Exercise instructions: Leave out the images; return the rest of the data exactly.
· · · ·
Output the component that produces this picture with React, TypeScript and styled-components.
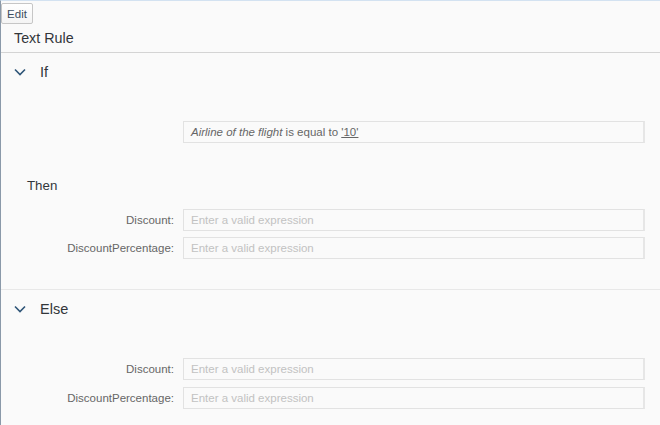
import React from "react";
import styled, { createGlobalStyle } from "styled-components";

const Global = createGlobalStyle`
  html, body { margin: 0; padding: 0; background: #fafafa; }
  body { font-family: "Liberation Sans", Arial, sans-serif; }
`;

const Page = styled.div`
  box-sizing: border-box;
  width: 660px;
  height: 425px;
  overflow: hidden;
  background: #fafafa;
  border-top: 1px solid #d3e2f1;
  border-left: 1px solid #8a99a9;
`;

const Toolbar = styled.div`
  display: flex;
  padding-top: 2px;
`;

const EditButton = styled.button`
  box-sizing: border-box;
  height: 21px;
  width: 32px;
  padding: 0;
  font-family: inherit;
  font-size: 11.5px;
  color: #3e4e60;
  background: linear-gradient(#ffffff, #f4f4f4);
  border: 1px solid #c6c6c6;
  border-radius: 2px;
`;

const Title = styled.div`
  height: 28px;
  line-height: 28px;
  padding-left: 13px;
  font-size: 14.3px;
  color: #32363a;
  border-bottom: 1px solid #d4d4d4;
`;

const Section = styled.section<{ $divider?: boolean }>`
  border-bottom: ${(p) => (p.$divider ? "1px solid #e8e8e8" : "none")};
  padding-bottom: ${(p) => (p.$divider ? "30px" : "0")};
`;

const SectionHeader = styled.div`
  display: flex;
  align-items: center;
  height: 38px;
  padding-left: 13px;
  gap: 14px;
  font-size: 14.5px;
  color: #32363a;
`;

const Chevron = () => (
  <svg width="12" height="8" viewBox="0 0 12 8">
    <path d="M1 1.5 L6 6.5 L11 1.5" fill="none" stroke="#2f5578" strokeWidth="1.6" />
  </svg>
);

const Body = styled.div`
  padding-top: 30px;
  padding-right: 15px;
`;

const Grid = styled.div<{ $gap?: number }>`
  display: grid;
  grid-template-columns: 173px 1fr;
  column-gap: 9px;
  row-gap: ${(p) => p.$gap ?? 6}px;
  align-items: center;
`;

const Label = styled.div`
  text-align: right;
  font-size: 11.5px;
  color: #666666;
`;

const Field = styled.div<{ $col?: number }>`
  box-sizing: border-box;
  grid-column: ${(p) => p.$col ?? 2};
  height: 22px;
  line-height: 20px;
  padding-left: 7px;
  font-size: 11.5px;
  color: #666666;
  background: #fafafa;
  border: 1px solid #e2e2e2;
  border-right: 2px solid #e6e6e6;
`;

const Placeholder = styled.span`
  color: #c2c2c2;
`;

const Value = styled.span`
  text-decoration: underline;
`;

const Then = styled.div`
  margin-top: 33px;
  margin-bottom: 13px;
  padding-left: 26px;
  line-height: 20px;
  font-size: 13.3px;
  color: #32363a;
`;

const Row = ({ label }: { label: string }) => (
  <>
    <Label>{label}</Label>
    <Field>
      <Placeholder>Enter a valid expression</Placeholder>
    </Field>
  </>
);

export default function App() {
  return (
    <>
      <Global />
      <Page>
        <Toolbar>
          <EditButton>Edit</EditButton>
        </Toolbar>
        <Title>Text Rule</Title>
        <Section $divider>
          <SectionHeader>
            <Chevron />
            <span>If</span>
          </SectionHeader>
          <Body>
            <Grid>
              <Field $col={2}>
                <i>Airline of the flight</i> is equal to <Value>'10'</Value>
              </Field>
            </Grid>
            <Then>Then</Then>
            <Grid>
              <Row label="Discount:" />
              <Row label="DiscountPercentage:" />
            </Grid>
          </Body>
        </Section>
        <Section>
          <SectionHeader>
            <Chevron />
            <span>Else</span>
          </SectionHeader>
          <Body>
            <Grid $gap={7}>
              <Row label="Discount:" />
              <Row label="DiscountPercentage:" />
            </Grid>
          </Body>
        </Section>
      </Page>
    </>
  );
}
· · · ·
Written response:
Output the component that produces this picture with React, TypeScript and styled-components.
import React from "react";
import styled, { createGlobalStyle } from "styled-components";

const Global = createGlobalStyle`
  html, body { margin: 0; padding: 0; background: #fafafa; }
  body { font-family: "Liberation Sans", Arial, sans-serif; }
`;

const Page = styled.div`
  box-sizing: border-box;
  width: 660px;
  height: 425px;
  overflow: hidden;
  background: #fafafa;
  border-top: 1px solid #d3e2f1;
  border-left: 1px solid #8a99a9;
`;

const Toolbar = styled.div`
  display: flex;
  padding-top: 2px;
`;

const EditButton = styled.button`
  box-sizing: border-box;
  height: 21px;
  width: 32px;
  padding: 0;
  font-family: inherit;
  font-size: 11.5px;
  color: #3e4e60;
  background: linear-gradient(#ffffff, #f4f4f4);
  border: 1px solid #c6c6c6;
  border-radius: 2px;
`;

const Title = styled.div`
  height: 28px;
  line-height: 28px;
  padding-left: 13px;
  font-size: 14.3px;
  color: #32363a;
  border-bottom: 1px solid #d4d4d4;
`;

const Section = styled.section<{ $divider?: boolean }>`
  border-bottom: ${(p) => (p.$divider ? "1px solid #e8e8e8" : "none")};
  padding-bottom: ${(p) => (p.$divider ? "30px" : "0")};
`;

const SectionHeader = styled.div`
  display: flex;
  align-items: center;
  height: 38px;
  padding-left: 13px;
  gap: 14px;
  font-size: 14.5px;
  color: #32363a;
`;

const Chevron = () => (
  <svg width="12" height="8" viewBox="0 0 12 8">
    <path d="M1 1.5 L6 6.5 L11 1.5" fill="none" stroke="#2f5578" strokeWidth="1.6" />
  </svg>
);

const Body = styled.div`
  padding-top: 30px;
  padding-right: 15px;
`;

const Grid = styled.div<{ $gap?: number }>`
  display: grid;
  grid-template-columns: 173px 1fr;
  column-gap: 9px;
  row-gap: ${(p) => p.$gap ?? 6}px;
  align-items: center;
`;

const Label = styled.div`
  text-align: right;
  font-size: 11.5px;
  color: #666666;
`;

const Field = styled.div<{ $col?: number }>`
  box-sizing: border-box;
  grid-column: ${(p) => p.$col ?? 2};
  height: 22px;
  line-height: 20px;
  padding-left: 7px;
  font-size: 11.5px;
  color: #666666;
  background: #fafafa;
  border: 1px solid #e2e2e2;
  border-right: 2px solid #e6e6e6;
`;

const Placeholder = styled.span`
  color: #c2c2c2;
`;

const Value = styled.span`
  text-decoration: underline;
`;

const Then = styled.div`
  margin-top: 33px;
  margin-bottom: 13px;
  padding-left: 26px;
  line-height: 20px;
  font-size: 13.3px;
  color: #32363a;
`;

const Row = ({ label }: { label: string }) => (
  <>
    <Label>{label}</Label>
    <Field>
      <Placeholder>Enter a valid expression</Placeholder>
    </Field>
  </>
);

export default function App() {
  return (
    <>
      <Global />
      <Page>
        <Toolbar>
          <EditButton>Edit</EditButton>
        </Toolbar>
        <Title>Text Rule</Title>
        <Section $divider>
          <SectionHeader>
            <Chevron />
            <span>If</span>
          </SectionHeader>
          <Body>
            <Grid>
              <Field $col={2}>
                <i>Airline of the flight</i> is equal to <Value>'10'</Value>
              </Field>
            </Grid>
            <Then>Then</Then>
            <Grid>
              <Row label="Discount:" />
              <Row label="DiscountPercentage:" />
            </Grid>
          </Body>
        </Section>
        <Section>
          <SectionHeader>
            <Chevron />
            <span>Else</span>
          </SectionHeader>
          <Body>
            <Grid $gap={7}>
              <Row label="Discount:" />
              <Row label="DiscountPercentage:" />
            </Grid>
          </Body>
        </Section>
      </Page>
    </>
  );
}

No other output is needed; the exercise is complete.